## YOUR GOAL:
Retype each line exactly. Skip images.

## DATASET EXCERPT:
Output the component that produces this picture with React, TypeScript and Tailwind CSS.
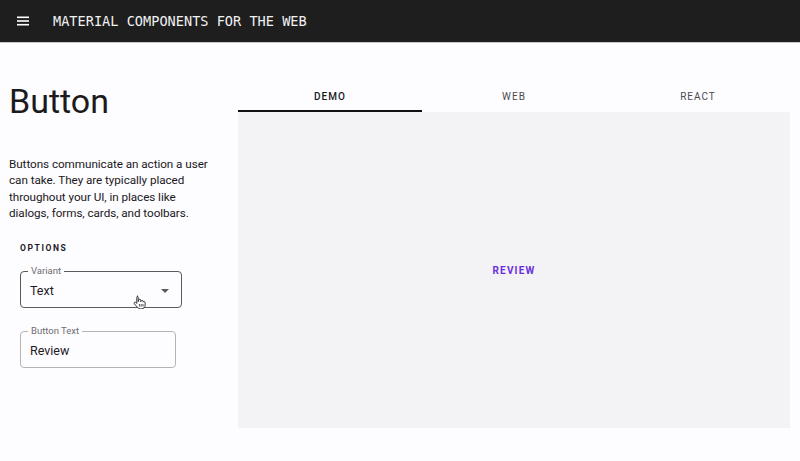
import React from "react";

const roboto = { fontFamily: "Roboto, 'Noto Sans', sans-serif" };

function MenuIcon() {
  return (
    <svg width="12" height="10" viewBox="0 0 12 10" className="text-white">
      <rect x="0" y="0.5" width="12" height="1.6" fill="currentColor" />
      <rect x="0" y="4.2" width="12" height="1.6" fill="currentColor" />
      <rect x="0" y="7.9" width="12" height="1.6" fill="currentColor" />
    </svg>
  );
}

function HandCursor() {
  return (
    <svg width="13" height="14" viewBox="0 0 13 14" className="absolute left-[133px] top-[295px]">
      <path
        d="M4 1.2c.7 0 1.2.5 1.2 1.2v4.2l.4-.1V5.2c0-.6.5-1 1.1-1s1 .5 1 1v1.3l.3-.1c0-.6.5-1 1.1-1s1 .5 1 1v.7c.2-.4.6-.6 1-.6.6 0 1 .5 1 1v2.7c0 2-1.4 3.6-3.5 3.6H7.3c-1.1 0-2-.5-2.7-1.3L1.3 8.8c-.4-.5-.3-1.1.2-1.4.4-.3 1-.3 1.4.1l.9.9V2.4c0-.7.5-1.2 1.2-1.2z"
        fill="#fff"
        stroke="#222"
        strokeWidth="0.9"
        strokeLinejoin="round"
      />
      <path d="M6.4 9v2.6M8.2 9v2.6M10 9v2.6" stroke="#222" strokeWidth="0.8" />
    </svg>
  );
}

function OutlinedField({
  label,
  value,
  width,
  dark,
  select,
}: {
  label: string;
  value: string;
  width: string;
  dark?: boolean;
  select?: boolean;
}) {
  return (
    <fieldset
      className={`relative h-[42px] rounded-[4px] border ${dark ? "border-[#5a5a5a]" : "border-[#b4b4b6]"} ${width} m-0 px-[7px] pt-0 pb-0`}
    >
      <legend className="ml-0 px-[3px] text-[9.5px] leading-[10px] text-[#6e6e72]">{label}</legend>
      <div className="mt-[1px] flex h-[28px] items-center justify-between pl-[2px] pr-[5px]">
        <span className="text-[12.5px] text-[#1d1b1f]">{value}</span>
        {select && (
          <svg width="8" height="4" viewBox="0 0 8 4">
            <path d="M0 0h8L4 4z" fill="#5a5a5e" />
          </svg>
        )}
      </div>
    </fieldset>
  );
}

export default function App() {
  return (
    <div className="relative h-[461px] w-[800px] overflow-hidden bg-[#fdfcff]" style={roboto}>
      <header className="box-content flex h-[42px] items-center gap-[24px] border-b border-[#c9c9cb] bg-[#1e1e1f] pl-[17px]">
        <MenuIcon />
        <span
          className="text-[13.6px] text-[#f1f1f1]"
          style={{ fontFamily: "'DejaVu Sans Mono', 'Liberation Mono', monospace" }}
        >
          MATERIAL COMPONENTS FOR THE WEB
        </span>
      </header>

      <div className="flex">
        <aside className="w-[238px] shrink-0 pl-[9px]">
          <h1 className="mt-[38px] text-[34px] leading-[40px] font-normal text-[#1b1b1d]">Button</h1>
          <p className="mt-[35px] whitespace-nowrap text-[11.7px] leading-[16.4px] tracking-[-0.05px] text-[#1a181c]">
            Buttons communicate an action a user
            <br />
            can take. They are typically placed
            <br />
            throughout your UI, in places like
            <br />
            dialogs, forms, cards, and toolbars.
          </p>
          <div className="pl-[11px]">
            <div className="mt-[20px] text-[8.5px] font-bold tracking-[1.6px] text-[#1d1b1f]">OPTIONS</div>
            <div className="mt-[12px]">
              <OutlinedField label="Variant" value="Text" width="w-[162px]" dark select />
            </div>
            <div className="mt-[18px]">
              <OutlinedField label="Button Text" value="Review" width="w-[156px]" />
            </div>
          </div>
        </aside>

        <section className="mr-[10px] flex-1 pt-[39px]">
          <div className="grid grid-cols-3">
            <div className="flex h-[30px] items-center justify-center border-b-2 border-[#111] text-[10px] font-medium tracking-[1px] text-[#1b1b1d]">
              DEMO
            </div>
            <div className="flex h-[30px] items-center justify-center pb-[2px] text-[10px] font-normal tracking-[1px] text-[#4a4a4e]">
              WEB
            </div>
            <div className="flex h-[30px] items-center justify-center pb-[2px] text-[10px] font-normal tracking-[1px] text-[#4a4a4e]">
              REACT
            </div>
          </div>
          <div className="flex h-[316px] items-center justify-center bg-[#f3f2f4]">
            <span className="text-[10px] font-bold tracking-[1.2px] text-[#6a2ee0]">REVIEW</span>
          </div>
        </section>
      </div>

      <HandCursor />
    </div>
  );
}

## RESULT OF THE TASK:
Output the component that produces this picture with React, TypeScript and Tailwind CSS.
import React from "react";

const roboto = { fontFamily: "Roboto, 'Noto Sans', sans-serif" };

function MenuIcon() {
  return (
    <svg width="12" height="10" viewBox="0 0 12 10" className="text-white">
      <rect x="0" y="0.5" width="12" height="1.6" fill="currentColor" />
      <rect x="0" y="4.2" width="12" height="1.6" fill="currentColor" />
      <rect x="0" y="7.9" width="12" height="1.6" fill="currentColor" />
    </svg>
  );
}

function HandCursor() {
  return (
    <svg width="13" height="14" viewBox="0 0 13 14" className="absolute left-[133px] top-[295px]">
      <path
        d="M4 1.2c.7 0 1.2.5 1.2 1.2v4.2l.4-.1V5.2c0-.6.5-1 1.1-1s1 .5 1 1v1.3l.3-.1c0-.6.5-1 1.1-1s1 .5 1 1v.7c.2-.4.6-.6 1-.6.6 0 1 .5 1 1v2.7c0 2-1.4 3.6-3.5 3.6H7.3c-1.1 0-2-.5-2.7-1.3L1.3 8.8c-.4-.5-.3-1.1.2-1.4.4-.3 1-.3 1.4.1l.9.9V2.4c0-.7.5-1.2 1.2-1.2z"
        fill="#fff"
        stroke="#222"
        strokeWidth="0.9"
        strokeLinejoin="round"
      />
      <path d="M6.4 9v2.6M8.2 9v2.6M10 9v2.6" stroke="#222" strokeWidth="0.8" />
    </svg>
  );
}

function OutlinedField({
  label,
  value,
  width,
  dark,
  select,
}: {
  label: string;
  value: string;
  width: string;
  dark?: boolean;
  select?: boolean;
}) {
  return (
    <fieldset
      className={`relative h-[42px] rounded-[4px] border ${dark ? "border-[#5a5a5a]" : "border-[#b4b4b6]"} ${width} m-0 px-[7px] pt-0 pb-0`}
    >
      <legend className="ml-0 px-[3px] text-[9.5px] leading-[10px] text-[#6e6e72]">{label}</legend>
      <div className="mt-[1px] flex h-[28px] items-center justify-between pl-[2px] pr-[5px]">
        <span className="text-[12.5px] text-[#1d1b1f]">{value}</span>
        {select && (
          <svg width="8" height="4" viewBox="0 0 8 4">
            <path d="M0 0h8L4 4z" fill="#5a5a5e" />
          </svg>
        )}
      </div>
    </fieldset>
  );
}

export default function App() {
  return (
    <div className="relative h-[461px] w-[800px] overflow-hidden bg-[#fdfcff]" style={roboto}>
      <header className="box-content flex h-[42px] items-center gap-[24px] border-b border-[#c9c9cb] bg-[#1e1e1f] pl-[17px]">
        <MenuIcon />
        <span
          className="text-[13.6px] text-[#f1f1f1]"
          style={{ fontFamily: "'DejaVu Sans Mono', 'Liberation Mono', monospace" }}
        >
          MATERIAL COMPONENTS FOR THE WEB
        </span>
      </header>

      <div className="flex">
        <aside className="w-[238px] shrink-0 pl-[9px]">
          <h1 className="mt-[38px] text-[34px] leading-[40px] font-normal text-[#1b1b1d]">Button</h1>
          <p className="mt-[35px] whitespace-nowrap text-[11.7px] leading-[16.4px] tracking-[-0.05px] text-[#1a181c]">
            Buttons communicate an action a user
            <br />
            can take. They are typically placed
            <br />
            throughout your UI, in places like
            <br />
            dialogs, forms, cards, and toolbars.
          </p>
          <div className="pl-[11px]">
            <div className="mt-[20px] text-[8.5px] font-bold tracking-[1.6px] text-[#1d1b1f]">OPTIONS</div>
            <div className="mt-[12px]">
              <OutlinedField label="Variant" value="Text" width="w-[162px]" dark select />
            </div>
            <div className="mt-[18px]">
              <OutlinedField label="Button Text" value="Review" width="w-[156px]" />
            </div>
          </div>
        </aside>

        <section className="mr-[10px] flex-1 pt-[39px]">
          <div className="grid grid-cols-3">
            <div className="flex h-[30px] items-center justify-center border-b-2 border-[#111] text-[10px] font-medium tracking-[1px] text-[#1b1b1d]">
              DEMO
            </div>
            <div className="flex h-[30px] items-center justify-center pb-[2px] text-[10px] font-normal tracking-[1px] text-[#4a4a4e]">
              WEB
            </div>
            <div className="flex h-[30px] items-center justify-center pb-[2px] text-[10px] font-normal tracking-[1px] text-[#4a4a4e]">
              REACT
            </div>
          </div>
          <div className="flex h-[316px] items-center justify-center bg-[#f3f2f4]">
            <span className="text-[10px] font-bold tracking-[1.2px] text-[#6a2ee0]">REVIEW</span>
          </div>
        </section>
      </div>

      <HandCursor />
    </div>
  );
}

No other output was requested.